Untar the new project files in a fresh working directory:

   tar xvzf <tar-ball location>

Copy your synchronous serial driver file (kprintf.c) into the system/ directory.

Context Switch

The new source files include two new headers, include/proc.h (definitions for Process Control Blocks and a process table), and include/queue.h (definition for a process ready queue), as well as trivial updates to include/kernel.h.

The new source files also include:

system/initialize.c Updated initialization for Project 4.
system/main.c A "main program" for testing scheduling.
system/queue.c An implementation of the queue data structure.
system/create.c A partial function for creating a new process.
system/ctxsw.S An incomplete assembly routine for switching process contexts.
system/ready.c A function for adding a process to the ready queue.
system/resched.c The primary scheduling code, equivalent to yield().
system/getstk.c A rudimentary function for dynamically allocating new stacks for new processes.
compile/Makefile Updated rules for compiling XINU.

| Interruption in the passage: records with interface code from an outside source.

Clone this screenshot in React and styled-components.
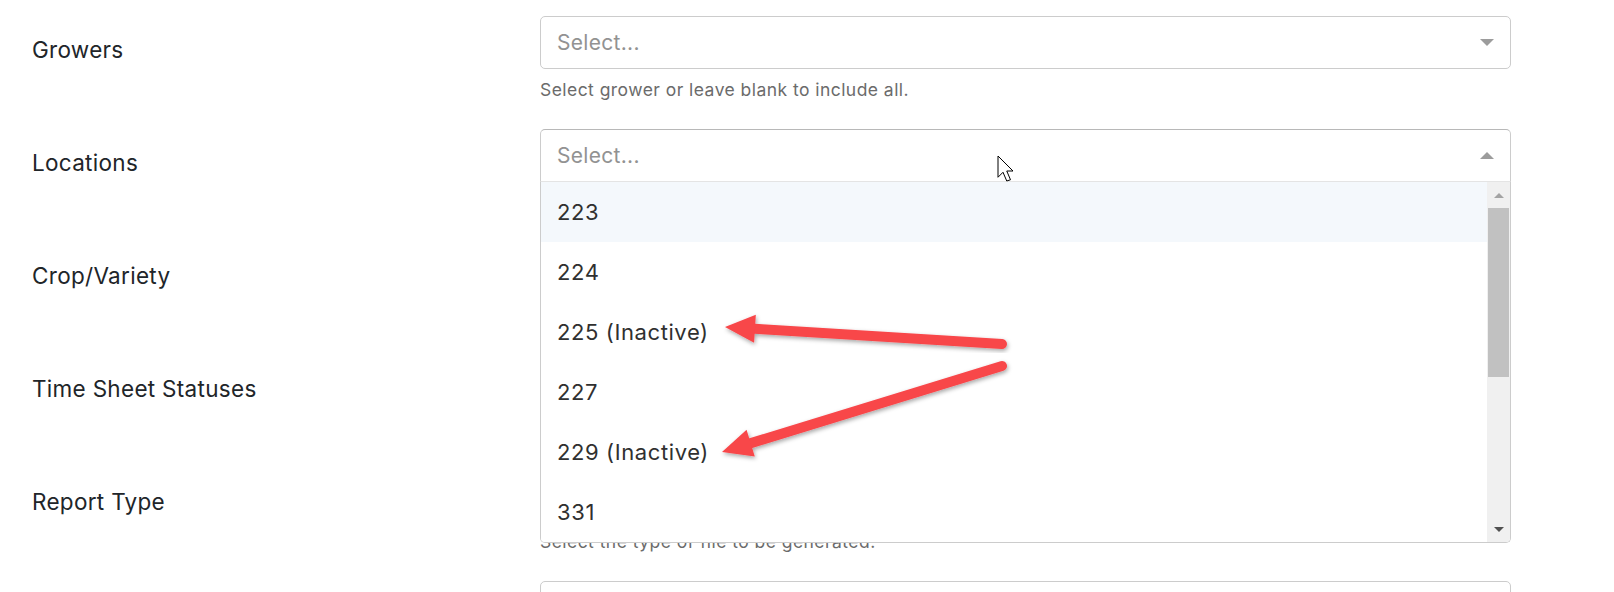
import React from 'react';
import styled, { createGlobalStyle } from 'styled-components';

const GlobalStyle = createGlobalStyle`
  html, body {
    margin: 0;
    padding: 0;
    background: #ffffff;
    font-family: Inter, "Liberation Sans", Arial, sans-serif;
  }
`;

const StyledPage = styled.div`
  position: relative;
  width: 1614px;
  height: 592px;
  overflow: hidden;
  padding: 16px 0 0 32px;
  box-sizing: border-box;
`;

const StyledForm = styled.div`
  display: flex;
  flex-direction: column;
  gap: 28px;
`;

const StyledRow = styled.div`
  display: grid;
  grid-template-columns: 508px 971px;
`;

const StyledLabel = styled.label`
  padding-top: 17px;
  font-size: 22.5px;
  letter-spacing: 0.3px;
  line-height: 33px;
  color: #212529;
`;

const StyledControlWrap = styled.div`
  position: relative;
`;

const StyledControl = styled.div`
  height: 53px;
  box-sizing: border-box;
  display: flex;
  align-items: center;
  justify-content: space-between;
  padding: 0 16px;
  background: #ffffff;
  border: 1px solid #cccccc;
  border-top-color: ${({ open }) => (open ? '#b8b8b8' : '#cccccc')};
  border-bottom-color: ${({ open }) => (open ? '#e4e4e4' : '#cccccc')};
  border-radius: ${({ open }) => (open ? '5px 5px 0 0' : '5px')};
`;

const StyledPlaceholder = styled.span`
  font-size: 21px;
  letter-spacing: 0.3px;
  color: #929292;
`;

const StyledCaret = styled.span`
  width: 0;
  height: 0;
  border-left: 7px solid transparent;
  border-right: 7px solid transparent;
  ${({ up }) => (up ? 'border-bottom: 7px solid #9c9c9c;' : 'border-top: 7px solid #9c9c9c;')}
`;

const StyledHelp = styled.div`
  margin-top: 9px;
  font-size: 17.5px;
  letter-spacing: 0.45px;
  line-height: 23px;
  color: #6b6b6b;
`;

const StyledMenu = styled.div`
  position: absolute;
  top: 100%;
  left: 0;
  right: 0;
  height: 361px;
  box-sizing: border-box;
  display: flex;
  background: #ffffff;
  border: 1px solid #cccccc;
  border-top: none;
  border-radius: 0 0 5px 5px;
  overflow: hidden;
  z-index: 10;
`;

const StyledOptions = styled.div`
  flex: 1;
`;

const StyledOption = styled.div`
  height: 60px;
  display: flex;
  align-items: center;
  padding: 0 16px;
  font-size: 22px;
  letter-spacing: 0.6px;
  color: #303030;
  background: ${({ active }) => (active ? '#f4f8fc' : '#ffffff')};
`;

const StyledScrollbar = styled.div`
  width: 23px;
  display: flex;
  flex-direction: column;
  background: #f0f0f0;
`;

const StyledScrollButton = styled.div`
  height: 26px;
  display: flex;
  align-items: center;
  justify-content: center;

  &::after {
    content: '';
    width: 0;
    height: 0;
    border-left: 5px solid transparent;
    border-right: 5px solid transparent;
    ${({ down }) =>
      down ? 'border-top: 5px solid #505050;' : 'border-bottom: 5px solid #a3a3a3;'}
  }
`;

const StyledThumb = styled.div`
  height: 169px;
  margin: 0 1px;
  background: #c1c1c1;
`;

const StyledSpacer = styled.div`
  flex: 1;
`;

const StyledOverlay = styled.svg`
  position: absolute;
  top: 0;
  left: 0;
  width: 1614px;
  height: 592px;
  pointer-events: none;
  z-index: 20;
`;

const fields = [
  { label: 'Growers', help: 'Select grower or leave blank to include all.' },
  { label: 'Locations', help: 'Select location or leave blank to include all.', open: true },
  { label: 'Crop/Variety', help: 'Select crop or leave blank to include all.' },
  { label: 'Time Sheet Statuses', help: 'Select status or leave blank to include all.' },
  { label: 'Report Type', help: 'Select the type of file to be generated.' },
  { label: 'Date Range', help: '' },
];

const locations = ['223', '224', '225 (Inactive)', '227', '229 (Inactive)', '331'];

// tip, tail -> arrow with a triangular head
const Arrow = ({ tip, tail }) => {
  const dx = tip[0] - tail[0];
  const dy = tip[1] - tail[1];
  const len = Math.hypot(dx, dy);
  const ux = dx / len;
  const uy = dy / len;
  const head = 30;
  const half = 14;
  const bx = tip[0] - ux * head;
  const by = tip[1] - uy * head;
  const nx = -uy;
  const ny = ux;
  const pts = [
    `${tip[0]},${tip[1]}`,
    `${bx + nx * half},${by + ny * half}`,
    `${bx - nx * half},${by - ny * half}`,
  ].join(' ');

  return (
    <g filter="url(#shadow)">
      <line
        x1={tail[0]}
        y1={tail[1]}
        x2={bx + ux * 4}
        y2={by + uy * 4}
        stroke="#f8464a"
        strokeWidth="10"
        strokeLinecap="round"
      />
      <polygon points={pts} fill="#f8464a" />
    </g>
  );
};

const SelectMenu = () => (
  <StyledMenu>
    <StyledOptions>
      {locations.map((item, i) => (
        <StyledOption key={item} active={i === 0}>
          {item}
        </StyledOption>
      ))}
    </StyledOptions>
    <StyledScrollbar>
      <StyledScrollButton />
      <StyledThumb />
      <StyledSpacer />
      <StyledScrollButton down />
    </StyledScrollbar>
  </StyledMenu>
);

const App = () => (
  <>
    <GlobalStyle />
    <StyledPage>
      <StyledForm>
        {fields.map((field) => (
          <StyledRow key={field.label}>
            <StyledLabel>{field.label}</StyledLabel>
            <div>
              <StyledControlWrap>
                <StyledControl open={field.open}>
                  <StyledPlaceholder>Select...</StyledPlaceholder>
                  <StyledCaret up={field.open} />
                </StyledControl>
                {field.open && <SelectMenu />}
              </StyledControlWrap>
              {field.help && <StyledHelp>{field.help}</StyledHelp>}
            </div>
          </StyledRow>
        ))}
      </StyledForm>

      <StyledOverlay viewBox="0 0 1614 592">
        <defs>
          <filter id="shadow" x="-10%" y="-30%" width="120%" height="160%">
            <feDropShadow dx="1" dy="2" stdDeviation="2" floodColor="#000" floodOpacity="0.35" />
          </filter>
        </defs>
        <Arrow tail={[1002, 344]} tip={[725, 327]} />
        <Arrow tail={[1002, 366]} tip={[722, 452]} />
        <path
          d="M0 0 L0 17 L4 13 L7 20 L10 19 L7 12 L12 12 Z"
          transform="translate(998 156) scale(1.25)"
          fill="#ffffff"
          stroke="#000000"
          strokeWidth="0.8"
          strokeLinejoin="round"
        />
      </StyledOverlay>
    </StyledPage>
  </>
);

export default App;
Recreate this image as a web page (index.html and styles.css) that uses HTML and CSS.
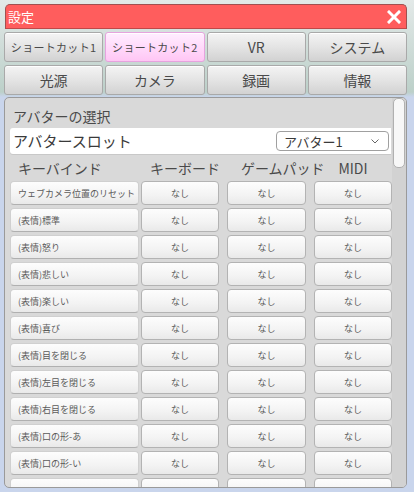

The create() and ctxsw() functions are incomplete and must be filled in. The file system/initialize.c contains code to test your context switch with three processes, each of which prints a process ID and then yields. Once your context switch and creation functions are working, you will see these three processes take turns running.

Some Assembly Required

An operating system's context switch function typically must be written in assembly language because the low level manipulations it performs are not modeled well in higher-level languages. If you have not worked in Mips assembly language before, there are many helpful resources available online. Despite its low-level nature, a context switch does not require complex instructions. Our context switch can be completed using only arithmetic opcodes, and the load (lw), store (sw), and move (move) opcodes.

README

There are many possible layouts for your operating system's activation records. It is critical that your create() function and your ctxsw() agree on the design you choose. Turn in a plain text file, "README" that diagrams and explains the activation records created by create() and expected by ctxsw(). Label the purpose of each field. This design document will be worth 25% of the assignment credit.

Testing

The default test case provided with the tarball is necessary, but not sufficient. Just because it switches between a handful of identical processes does not guarantee correctness. In embedded systems, details matter. (A LOT!) Students in previous terms have found that subtle bugs in this phase of the term project were responsible for nightmares weeks and months down the line. Test your code thoroughly:

  • Processes can be passed an arbitrary number of parameters upon creation;
  • Processes should terminate cleanly upon exit;
  • Stack pointers and activation records should align properly and have known contents at critical check points.

You have a working I/O driver, a kprintf() function for formatted output, and code from earlier assignments for parsing integers. Use these to explore every aspect of the operating system structures you are building.